The government's first major report under the Trump administration confirms and reinforces what most scientists have long known: It's us, and it's primarily CO2.

The real surprise, from the standpoint of those closely following climate science over recent years, was that there was no real surprise: The findings of the latest major U.S. government report largely reaffirm much of what was already understood.

“The same, only worse,” began a November 4 New York Times news article on the study. That about said it all, though one could argue the reporters might have added “and sooner.”

The U.S. Global Change Research Program’s “Climate Science Special Report,” issued just days before international climate talks were to open November 6 in Bonn, Germany, is the product of work by career scientists and civil servants representing 13 federal departments and agencies.
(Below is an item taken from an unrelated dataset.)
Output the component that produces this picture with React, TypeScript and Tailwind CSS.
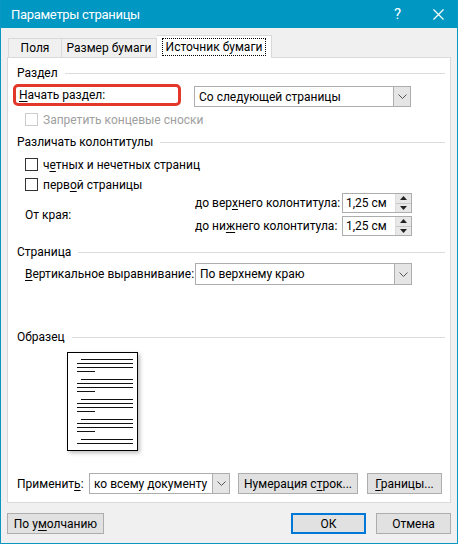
import type { ReactNode } from "react";

const font = { fontFamily: 'Roboto, "Noto Sans", sans-serif' };

function Chevron() {
  return (
    <svg width="9" height="5" viewBox="0 0 9 5" className="block">
      <path d="M0.5 0.5 L4.5 4.5 L8.5 0.5" fill="none" stroke="#555" strokeWidth="1" />
    </svg>
  );
}

function Select({ value, width, height = 22 }: { value: string; width: number; height?: number }) {
  return (
    <div
      className="flex border border-[#adadad] bg-white"
      style={{ width, height }}
    >
      <div className="flex flex-1 items-center whitespace-nowrap pl-[4px] text-black">{value}</div>
      <div className="flex w-[17px] items-center justify-center border-l border-[#adadad] bg-[#e5e5e5]">
        <Chevron />
      </div>
    </div>
  );
}

function GroupHeader({ children }: { children: ReactNode }) {
  return (
    <div className="flex h-[16px] items-center pl-[9px] pr-[5px]">
      <span className="whitespace-nowrap text-black">{children}</span>
      <div className="ml-[7px] h-px flex-1 bg-[#dcdcdc]" />
    </div>
  );
}

function Checkbox({ disabled }: { disabled?: boolean }) {
  return (
    <div
      className={[
        "h-[13px] w-[13px] border bg-white",
        disabled ? "border-[#cccccc]" : "border-[#333333]",
      ].join(" ")}
    />
  );
}

function Spin({ value }: { value: string }) {
  return (
    <div className="flex h-[20px] w-[70px] border border-[#adadad] bg-white">
      <div className="flex flex-1 items-center whitespace-nowrap pl-[3px]">{value}</div>
      <div className="flex w-[16px] flex-col border-l border-[#dcdcdc]">
        <div className="flex flex-1 items-center justify-center bg-[#e8e8e8]">
          <svg width="7" height="4" viewBox="0 0 7 4">
            <path d="M0 4 L3.5 0 L7 4 Z" fill="#222" />
          </svg>
        </div>
        <div className="h-px bg-[#c8c8c8]" />
        <div className="flex flex-1 items-center justify-center bg-[#e8e8e8]">
          <svg width="7" height="4" viewBox="0 0 7 4">
            <path d="M0 0 L3.5 4 L7 0 Z" fill="#222" />
          </svg>
        </div>
      </div>
    </div>
  );
}

function Button({ children, width, primary }: { children: ReactNode; width: number; primary?: boolean }) {
  return (
    <div
      className={[
        "flex h-[21px] items-center justify-center whitespace-nowrap bg-[#e1e1e1] text-black",
        primary ? "border-2 border-[#0078d7]" : "border border-[#adadad]",
      ].join(" ")}
      style={{ width }}
    >
      {children}
    </div>
  );
}

function PagePreview() {
  const paras = [0, 1, 2, 3];
  return (
    <div className="h-[99px] w-[71px] border border-black bg-white shadow-[2px_2px_4px_rgba(0,0,0,0.25)]">
      <svg width="69" height="97" viewBox="0 0 69 97" className="block">
        {paras.map((p) => {
          const y = 6 + p * 20;
          return (
            <g key={p} stroke="#111" strokeWidth="1">
              <line x1="13" y1={y + 0.5} x2="65" y2={y + 0.5} />
              <line x1="9" y1={y + 4.5} x2="65" y2={y + 4.5} />
              <line x1="9" y1={y + 8.5} x2="65" y2={y + 8.5} />
              <line x1="9" y1={y + 12.5} x2="27" y2={y + 12.5} />
            </g>
          );
        })}
        <g stroke="#111" strokeWidth="1">
          <line x1="13" y1="86.5" x2="65" y2="86.5" />
          <line x1="9" y1="90.5" x2="65" y2="90.5" />
        </g>
      </svg>
    </div>
  );
}

export default function App() {
  return (
    <div
      className="flex h-[544px] w-[458px] flex-col border-x border-b border-[#0a97c2] bg-[#f0f0f0] text-[12px] leading-none text-black"
      style={font}
    >
      {/* title bar */}
      <div className="flex h-[28px] shrink-0 items-center bg-[#0097c3] pl-[10px] text-white">
        <span className="text-[13px] tracking-[-0.3px]">Параметры страницы</span>
        <span className="ml-auto mr-[32px] text-[15px]">?</span>
        <svg width="11" height="11" viewBox="0 0 11 11" className="mr-[13px]">
          <path d="M0.5 0.5 L10.5 10.5 M10.5 0.5 L0.5 10.5" stroke="white" strokeWidth="1.2" />
        </svg>
      </div>

      {/* tabs */}
      <div className="relative z-10 mt-[7px] flex h-[22px] items-end pl-[7px]">
        <div className="-mb-px flex h-[20px] w-[53px] items-center justify-center border border-r-0 border-[#d9d9d9] bg-[#f0f0f0]">
          Поля
        </div>
        <div className="-mb-px flex h-[20px] w-[96px] items-center justify-center whitespace-nowrap border border-[#d9d9d9] bg-[#f0f0f0]">
          Размер бумаги
        </div>
        <div className="-mb-px flex h-[23px] w-[115px] items-center justify-center border border-b-0 border-l-0 border-[#d9d9d9] bg-white">
          <span className="whitespace-nowrap border border-dotted border-black px-[3px] py-[2px]">Источник бумаги</span>
        </div>
      </div>

      {/* panel */}
      <div className="mx-[6px] flex h-[446px] flex-col border border-[#d9d9d9] bg-white">
        <div className="mt-[7px]">
          <GroupHeader>Раздел</GroupHeader>
        </div>

        <div className="mt-[3px] flex h-[23px] items-start pl-[5px]">
          <div className="flex h-[22px] w-[168px] items-center rounded-[5px] border-[3px] border-[#e3372c] pl-[3px]">
            <span className="whitespace-nowrap">
              <u className="underline-offset-2">Н</u>ачать раздел:
            </span>
          </div>
          <div className="ml-[13px] mt-[2px]">
            <Select value="Со следующей страницы" width={217} height={21} />
          </div>
        </div>

        <div className="mt-[6px] flex h-[13px] items-center pl-[17px]">
          <Checkbox disabled />
          <span className="ml-[5px] whitespace-nowrap text-[#a0a0a0]">Запретить концевые сноски</span>
        </div>

        <div className="mt-[8px]">
          <GroupHeader>Различать колонтитулы</GroupHeader>
        </div>

        <div className="mt-[8px] flex h-[13px] items-center pl-[17px]">
          <Checkbox />
          <span className="ml-[5px] whitespace-nowrap">
            ч<u className="underline-offset-2">е</u>тных и нечетных страниц
          </span>
        </div>
        <div className="mt-[7px] flex h-[13px] items-center pl-[17px]">
          <Checkbox />
          <span className="ml-[5px] whitespace-nowrap">
            перв<u className="underline-offset-2">о</u>й страницы
          </span>
        </div>

        <div className="mt-[2px] flex h-[43px] items-center pl-[17px]">
          <span className="w-[170px] shrink-0 whitespace-nowrap">От края:</span>
          <div className="flex flex-col gap-[3px]">
            <div className="flex items-center">
              <span className="w-[147px] shrink-0 whitespace-nowrap">
                до вер<u className="underline-offset-2">х</u>него колонтитула:
              </span>
              <Spin value="1,25 см" />
            </div>
            <div className="flex items-center">
              <span className="w-[147px] shrink-0 whitespace-nowrap">
                до ни<u className="underline-offset-2">ж</u>него колонтитула:
              </span>
              <Spin value="1,25 см" />
            </div>
          </div>
        </div>

        <div className="mt-[8px]">
          <GroupHeader>Страница</GroupHeader>
        </div>

        <div className="mt-[3px] flex h-[22px] items-center pl-[17px]">
          <span className="w-[170px] shrink-0 whitespace-nowrap">
            <u className="underline-offset-2">В</u>ертикальное выравнивание:
          </span>
          <Select value="По верхнему краю" width={217} />
        </div>

        <div className="mt-[44px]">
          <GroupHeader>Образец</GroupHeader>
        </div>

        <div className="mt-[7px] pl-[59px]">
          <PagePreview />
        </div>

        <div className="mt-[22px] flex h-[21px] items-center pl-[9px]">
          <span className="w-[72px] shrink-0 whitespace-nowrap">
            Применит<u className="underline-offset-2">ь</u>:
          </span>
          <Select value="ко всему документу" width={141} height={21} />
          <div className="ml-[8px]">
            <Button width={120}>
              <span>
                Нумерация с<u className="underline-offset-2">т</u>рок...
              </span>
            </Button>
          </div>
          <div className="ml-[9px]">
            <Button width={75}>
              <span>
                <u className="underline-offset-2">Г</u>раницы...
              </span>
            </Button>
          </div>
        </div>
      </div>

      {/* bottom buttons */}
      <div className="mt-[10px] flex items-center pl-[6px]">
        <Button width={97}>
          <span>
            По у<u className="underline-offset-2">м</u>олчанию
          </span>
        </Button>
        <div className="ml-auto flex gap-[10px] pr-[6px]">
          <Button width={75} primary>
            ОК
          </Button>
          <Button width={75}>Отмена</Button>
        </div>
      </div>
    </div>
  );
}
It’s volume one of a planned two-part fourth National Climate Assessment report scheduled to be released over the next year.

Required by law under the Global Change Research Act of 1990, the CSSR report consists of findings, language, and cautions that might just as well have come from organizations such as the National Academy of Sciences and, at the global level, from the Intergovernmental Panel on Climate Change. That the report instead came from a Trump administration vocally dismissive of much of its scientific findings seemed for many its most significant element.

Some examples:

  • The period from 1901 through 2016, with an increase of about 1.8 degrees F (1 degree C), “is now the warmest in the history of modern civilization.”

  • “It is extremely likely that human activities, especially emissions of greenhouse gases, are the dominant cause of the observed warming since the mid-20th century. From the warming over the last century, there is no convincing alternative explanation supported by the extent of the observational evidence.” (So much for EPA Administrator Scott Pruitt’s arguments to the contrary.)

  • “The magnitude of climate change beyond the next few decades will depend primarily on the amount of greenhouse gases (especially carbon dioxide) emitted globally.” Lacking “major reductions in emissions,” annual average global temperatures relative to preindustrial times “could reach 9 degrees F (5 degrees C) by 2100 … and atmospheric concentrations “not experienced in tens to hundreds of millions of years.”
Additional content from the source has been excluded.